The customers of our startup(s) also want us to be profitable, because they buy into our vision and want us to succeed, and if a company isn't profitable, it dies, and everyone involved (customers, owners, employees) loses.


>Have you ever tried getting help from a vendor that you know is selling something at 5% margins? Good luck to you..

Dell has incredibly good support (and if you want wipe your arse support, you can pay for it and get it). Their products are also shockingly well built. Seriously, Dell servers are just brilliantly put together.

They manage to combine small margins with a decent product. Everyone wins.

On the R&D front, Apple is a marginal investor in R&D. The iPhone 4 software is great, but the hardware -- it's a collection of off the shelf products. The same stuff that goes in that 2% margin no name device.

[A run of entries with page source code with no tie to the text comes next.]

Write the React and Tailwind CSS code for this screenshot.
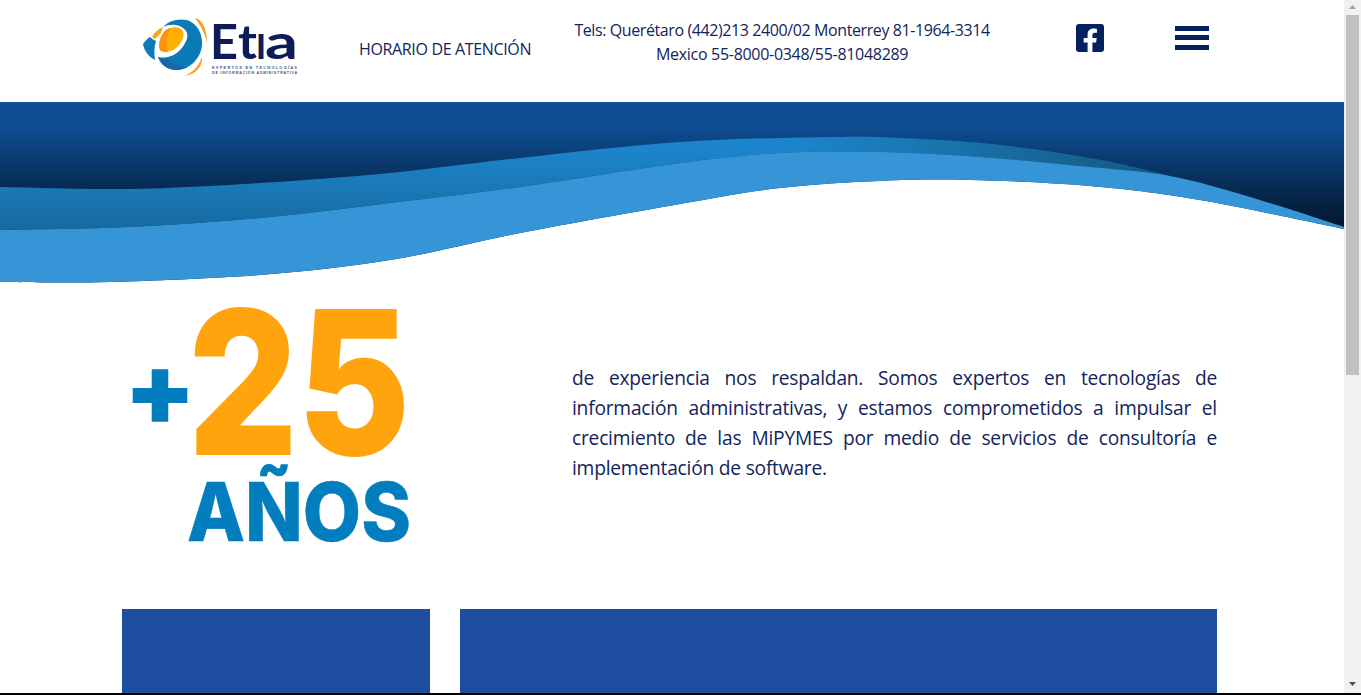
import React from 'react'
import { FaFacebookSquare } from 'react-icons/fa'

// catmull-rom through the points, used for the wave edges
function curve(pts, move = true) {
  let d = move ? `M${pts[0][0]} ${pts[0][1]}` : `L${pts[0][0]} ${pts[0][1]}`
  for (let i = 0; i < pts.length - 1; i++) {
    const p0 = pts[i - 1] || pts[i]
    const p1 = pts[i]
    const p2 = pts[i + 1]
    const p3 = pts[i + 2] || p2
    const c1x = p1[0] + (p2[0] - p0[0]) / 6
    const c1y = p1[1] + (p2[1] - p0[1]) / 6
    const c2x = p2[0] - (p3[0] - p1[0]) / 6
    const c2y = p2[1] - (p3[1] - p1[1]) / 6
    d += ` C${c1x} ${c1y} ${c2x} ${c2y} ${p2[0]} ${p2[1]}`
  }
  return d
}

const midTop = [[0, 85], [130, 87], [260, 81], [390, 71], [520, 56], [680, 40], [830, 35], [900, 36], [1000, 43], [1100, 58], [1170, 74]]
const lightTop = [[0, 128], [130, 125], [260, 116], [390, 101], [520, 85], [680, 61], [780, 51], [880, 50], [980, 55], [1090, 65], [1170, 74], [1250, 95], [1344, 125]]
const lightBottom = [[1344, 127], [1200, 98], [1090, 84], [970, 78], [880, 79], [780, 86], [680, 102], [520, 131], [390, 158], [260, 173], [110, 180], [0, 180]]

function Logo() {
  const letter = { fontFamily: 'Lato, sans-serif', fontSize: 48, fontWeight: 700, fill: '#0d1c55', lengthAdjust: 'spacingAndGlyphs' }
  return (
    <svg viewBox="143 18 155 58" className="w-[155px] h-[58px]">
      {/* blue crescent */}
      <path d="M163 27 C168 21 178 18 187 20 C197 23 203 34 202 45 C201 58 190 70 176 70 C168 70 161 65 158 57 C166 59 175 56 181 49 C187 42 189 35 186 31 C181 24 171 23 163 27Z" fill="#0a7bb6" />
      <path d="M158 57 C161 59 165 59 168 59 C172 63 179 67 188 67 C184 69 180 70 176 70 C168 70 161 65 158 57Z" fill="#1b64a6" />
      {/* yellow inner */}
      <path d="M165 31 C171 26 180 26 183 31 C185 37 181 44 175 49 C170 52 163 53 160 50 C158 44 160 36 165 31Z" fill="#ffb000" />
      <path d="M165 31 C167 29 169 28 171 28 C167 34 165 44 168 52 C165 52 162 52 160 50 C158 44 160 36 165 31Z" fill="#fb9212" />
      {/* left wedge */}
      <path d="M150 37 C152 39 154 40 156 41 C154 47 154 53 155 60 C149 57 144 51 143 44 C145 41 147 39 150 37Z" fill="#0a7bb6" />
      {/* orange arcs */}
      <path d="M152 37 C154 33 158 29 163 27 L161 33 C159 35 157 37 155 39Z" fill="#fba21a" />
      <path d="M195 18 C202 19 207 28 207 43 C205 33 200 25 195 18Z" fill="#fba21a" />
      <path d="M183 76 C192 74 198 67 202 57 C203 66 196 75 183 76Z" fill="#fba21a" />
      <text x="210" y="59" textLength="28" {...letter}>E</text>
      <text x="238" y="59" textLength="19" {...letter}>t</text>
      <text x="256" y="59" textLength="10" {...letter}>ı</text>
      <text x="265" y="59" textLength="33" {...letter}>a</text>
      <text x="212" y="68.500" fontFamily="'Liberation Sans', sans-serif" fontSize="4" fontWeight="700" fill="#4a5680" textLength="85" lengthAdjust="spacing">EXPERTOS EN TECNOLOGÍAS</text>
      <text x="212" y="73.500" fontFamily="'Liberation Sans', sans-serif" fontSize="3.600" fontWeight="700" fill="#4a5680" textLength="85" lengthAdjust="spacing">DE INFORMACIÓN ADMINISTRATIVA</text>
    </svg>
  )
}

function Wave() {
  const band = curve(midTop) + ' ' + curve([...lightTop].slice(0, 11).reverse(), false) + 'Z'
  const light = curve(lightTop) + ' ' + curve(lightBottom, false) + 'Z'
  const sky = 'M0 0 L1344 0 ' + curve(lightBottom, false) + 'Z'
  return (
    <svg viewBox="0 0 1344 181" preserveAspectRatio="none" className="block w-full h-[181px]">
      <defs>
        <linearGradient id="sky" gradientUnits="userSpaceOnUse" x1="0" y1="0" x2="0" y2="126">
          <stop offset="0" stopColor="#0f4f96" />
          <stop offset="0.2" stopColor="#0e4c92" />
          <stop offset="1" stopColor="#02152a" />
        </linearGradient>
        <linearGradient id="mid" gradientUnits="userSpaceOnUse" x1="0" y1="50" x2="0" y2="128">
          <stop offset="0" stopColor="#1c84ca" />
          <stop offset="1" stopColor="#166a9f" />
        </linearGradient>
        <linearGradient id="midRight" gradientUnits="userSpaceOnUse" x1="800" y1="0" x2="1170" y2="0">
          <stop offset="0" stopColor="#14597f" stopOpacity="0" />
          <stop offset="1" stopColor="#14597f" />
        </linearGradient>
      </defs>
      <path d={sky} fill="url(#sky)" />
      <path d={band} fill="url(#mid)" />
      <path d={band} fill="url(#midRight)" />
      <path d={light} fill="#3595d6" />
    </svg>
  )
}

function Anos() {
  return (
    <svg viewBox="122 300 300 250" className="w-[300px] h-[250px] shrink-0">
      <text x="124" y="425" fontFamily="Inter, sans-serif" fontSize="100" fontWeight="900" fill="#027dbd" textLength="72" lengthAdjust="spacingAndGlyphs">+</text>
      <text x="188" y="454" fontFamily="Inter, sans-serif" fontSize="198" fontWeight="800" fill="#ffa40c" stroke="#ffa40c" strokeWidth="2" textLength="222" lengthAdjust="spacingAndGlyphs">25</text>
      <text x="187" y="541" fontFamily="Inter, sans-serif" fontSize="81" fontWeight="800" fill="#027dbd" stroke="#027dbd" strokeWidth="0.5" textLength="224" lengthAdjust="spacingAndGlyphs">AÑOS</text>
    </svg>
  )
}

function Scrollbar() {
  return (
    <div className="w-[17px] shrink-0 bg-[#f1f1f1] flex flex-col items-center">
      <svg viewBox="0 0 7 4" className="w-[7px] h-[4px] mt-[5px] mb-[6px]"><path d="M3.500 0 L7 4 L0 4Z" fill="#a3a3a3" /></svg>
      <div className="w-[13px] h-[360px] bg-[#c1c1c1]" />
      <svg viewBox="0 0 7 4" className="w-[7px] h-[4px] mt-auto mb-[7px]"><path d="M0 0 L7 0 L3.500 4Z" fill="#505050" /></svg>
    </div>
  )
}

export default function App() {
  return (
    <div className="h-[695px] overflow-hidden flex flex-col bg-white border-b-2 border-black font-['Open_Sans',sans-serif] text-[#12245c]">
      <div className="flex flex-1 min-h-0">
        <div className="flex-1 min-w-0 flex flex-col">
          <header className="h-[102px] shrink-0 flex items-start">
            <div className="ml-[143px] mt-[18px]"><Logo /></div>
            <p className="ml-[61px] mt-[37px] text-[16px] leading-6 tracking-[-0.35px] whitespace-nowrap">HORARIO DE ATENCIÓN</p>
            <div className="ml-[43px] mt-[18px] w-[416px] text-center text-[16px] leading-6 whitespace-nowrap">
              <p className="tracking-[-0.4px]">Tels: Querétaro (442)213 2400/02 Monterrey 81-1964-3314</p>
              <p className="tracking-[-0.3px]">Mexico 55-8000-0348/55-81048289</p>
            </div>
            <FaFacebookSquare className="ml-[84px] mt-[22px] text-[#03205f]" size={32} />
            <div className="ml-[69px] mt-[26px] w-[34px] flex flex-col">
              <div className="h-[5px] bg-[#03205f]" />
              <div className="h-[5px] mt-[4px] bg-[#03205f]" />
              <div className="h-[5px] mt-[5px] bg-[#03205f]" />
            </div>
          </header>

          <Wave />

          <section className="h-[326px] shrink-0 ml-[122px] w-[1095px] pt-[17px] flex items-start">
            <Anos />
            <p className="ml-[150px] mt-[63px] w-[645px] text-[19.2px] leading-[30px] tracking-[-0.22px] text-justify">
              de experiencia nos respaldan. Somos expertos en tecnologías de información administrativas, y estamos comprometidos a impulsar el crecimiento de las MiPYMES por medio de servicios de consultoría e implementación de software.
            </p>
          </section>

          <div className="flex-1 ml-[122px] w-[1095px] flex gap-[30px]">
            <div className="w-[308px] bg-[#1f4ea1]" />
            <div className="flex-1 bg-[#1f4ea1]" />
          </div>
        </div>
        <Scrollbar />
      </div>
    </div>
  )
}
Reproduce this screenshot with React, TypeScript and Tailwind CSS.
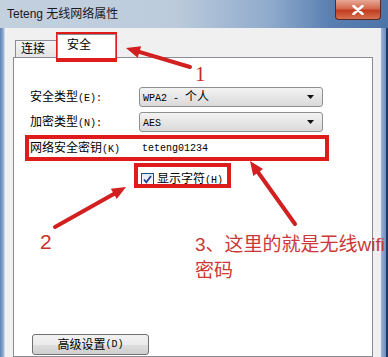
import React from 'react'

const ui = "font-['Liberation_Sans','Noto_Sans_CJK_SC',sans-serif]"
const mono = "font-['Liberation_Mono','Noto_Sans_CJK_SC',monospace]"

// Ascii parts in the dialog are drawn half-width, like SimSun 12px
function Asc({ children }: { children: React.ReactNode }) {
  return <span className={`${mono} text-[10px]`}>{children}</span>
}

function Select({ value }: { value: React.ReactNode }) {
  return (
    <div className="flex h-[20px] w-[184px] items-center justify-between rounded-[3px] border border-[#8e8f8f] bg-[linear-gradient(#f3f3f3,#e6e6e6_50%,#dadada)] pl-[3px] pr-[8px] text-[12px] text-black">
      <span className="leading-none">{value}</span>
      <svg width="7" height="4" viewBox="0 0 7 4">
        <path d="M0 0h7L3.5 4z" fill="#111" />
      </svg>
    </div>
  )
}

function Arrow({ x1, y1, x2, y2 }: { x1: number; y1: number; x2: number; y2: number }) {
  const dx = x2 - x1
  const dy = y2 - y1
  const len = Math.hypot(dx, dy)
  const ux = dx / len
  const uy = dy / len
  const bx = x2 - ux * 14
  const by = y2 - uy * 14
  const pts = `${x2},${y2} ${bx - uy * 6},${by + ux * 6} ${bx + uy * 6},${by - ux * 6}`
  return (
    <g>
      <line x1={x1} y1={y1} x2={bx + ux * 2} y2={by + uy * 2} stroke="#d21f1f" strokeWidth="4" strokeLinecap="round" />
      <polygon points={pts} fill="#d21f1f" />
    </g>
  )
}

export default function App() {
  return (
    <div className={`relative flex h-[357px] w-[388px] flex-col overflow-hidden bg-[#5d84b6] ${ui}`}>
      {/* Title bar */}
      <div className="relative flex h-[28px] shrink-0 items-center bg-[linear-gradient(to_right,#c3d0de,#bccbdc_45%,#8eaacb_70%,#5a80b2_85%,#4d74a8)] pl-[7px]">
        <span className="text-[12px] leading-none text-[#1a1a1a]">Teteng 无线网络属性</span>
        <div className="absolute right-[7px] top-0 flex h-[20px] w-[46px] items-center justify-center rounded-b-[4px] border border-t-0 border-[#5a2a22] bg-[linear-gradient(#e8a896,#d5694d_45%,#c23c20_55%,#d6714f)]">
          <svg width="12" height="10" viewBox="0 0 12 10">
            <path d="M1.5 1l9 8M10.5 1l-9 8" stroke="#fff" strokeWidth="2.6" strokeLinecap="round" />
          </svg>
        </div>
      </div>

      <div className="flex flex-1">
        {/* left frame */}
        <div className="w-[5px] bg-[linear-gradient(to_right,#5d84b6,#8aa6cc_60%,#dfe7f1)]" />

        {/* client area */}
        <div className="flex flex-1 flex-col bg-[#f0f0f0] pl-[8px] pr-[7px] pt-[6px]">
          {/* tabs */}
          <div className="flex h-[23px] items-end pl-[2px] text-[12px]">
            <div className="flex h-[17px] w-[42px] items-center border border-b-0 border-[#898c95] bg-[linear-gradient(#f4f4f4,#e4e4e4)] pl-[5px]">
              连接
            </div>
            <div className="z-10 -mb-px flex h-[24px] w-[59px] items-center border border-b-0 border-[#898c95] bg-white pb-[3px] pl-[9px]">
              安全
            </div>
          </div>

          {/* tab panel */}
          <div className="flex flex-1 flex-col border border-[#898c95] bg-white pl-[16px] text-[12px] text-black">
            <div className="mt-[29px] flex items-center">
              <div className="w-[109px]">
                安全类型<Asc>(E):</Asc>
              </div>
              <Select value={<><Asc>WPA2 - </Asc>个人</>} />
            </div>
            <div className="mt-[5px] flex items-center">
              <div className="w-[109px]">
                加密类型<Asc>(N):</Asc>
              </div>
              <Select value={<Asc>AES</Asc>} />
            </div>
            <div className="mt-[6px] flex h-[20px] items-center">
              <div className="w-[109px]">
                网络安全密钥<Asc>(K)</Asc>
              </div>
              <span className={`${mono} pl-[3px] text-[10px]`}>teteng01234</span>
            </div>
            <div className="mt-[12px] flex items-center pl-[111px]">
              <div className="flex h-[13px] w-[13px] items-center justify-center border border-[#1d4f82] bg-[linear-gradient(#dfe9f5,#fff)]">
                <svg width="9" height="9" viewBox="0 0 9 9">
                  <path d="M1 4.5l2.3 2.8L8 1" stroke="#21408c" strokeWidth="1.8" fill="none" />
                </svg>
              </div>
              <span className="ml-[3px]">
                显示字符<Asc>(H)</Asc>
              </span>
            </div>
            <button className="ml-[2px] mt-[146px] flex h-[21px] w-[117px] items-center justify-center rounded-[3px] border border-[#707070] bg-[linear-gradient(#f2f2f2,#ebebeb_50%,#dddddd_51%,#cfcfcf)] text-[12px] text-black">
              高级设置<Asc>(D)</Asc>
            </button>
          </div>
        </div>

        {/* right frame */}
        <div className="flex w-[8px]">
          <div className="w-[1px] bg-[#e9eef5]" />
          <div className="w-[5px] bg-[linear-gradient(to_right,#9db4d6,#6b8dc0)]" />
          <div className="w-[2px] bg-[#1d3a66]" />
        </div>
      </div>

      {/* annotations */}
      <div className="absolute left-[56px] top-[32px] h-[30px] w-[61px] border-[4px] border-[#e01b1b]" />
      <div className="absolute left-[25px] top-[135px] h-[26px] w-[304px] border-[4px] border-[#e01b1b]" />
      <div className="absolute left-[134px] top-[163px] h-[25px] w-[97px] border-[4px] border-[#e01b1b]" />

      <svg className="pointer-events-none absolute left-0 top-0" width="388" height="357">
        <Arrow x1={190} y1={67} x2={126} y2={48} />
        <Arrow x1={55} y1={227} x2={126} y2={187} />
        <Arrow x1={295} y1={224} x2={250} y2={161} />
      </svg>

      <span className="absolute left-[195px] top-[64px] font-['Liberation_Serif',serif] text-[21px] leading-none text-[#c4282a]">
        1
      </span>
      <span className="absolute left-[40px] top-[231px] text-[21px] leading-none text-[#c83030]">
        2
      </span>
      <div className="absolute left-[195px] top-[232px] whitespace-nowrap text-[19px] leading-[26px] text-[#cc3838]">
        3、这里的就是无线wifi
        <br />
        密码
      </div>
    </div>
  )
}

Which of course is true for Apple desktops as well. Apple once tried to do their own thing, and it didn't turn out so well. So now it's the same commodity parts that you would find in every discount bin white box brand.


Even Apple is warning that their margins are completely unsustainable

Was this in their recent earnings statement?


They said their margins would be lower next quarter in their earning call because of the change in the mix of products. They had advised the exact same thing for the quarter just posted but beat their advised estimate.

Looking at the problems other companies are having getting a iPad equivalent into production at the same or lower price point, I get the feeling the iPad doesn't have the traditional margin. Even with that, if they release new iPad models on the same 1 year cycle used for iPod / iPhone then I can see a lower price point next April.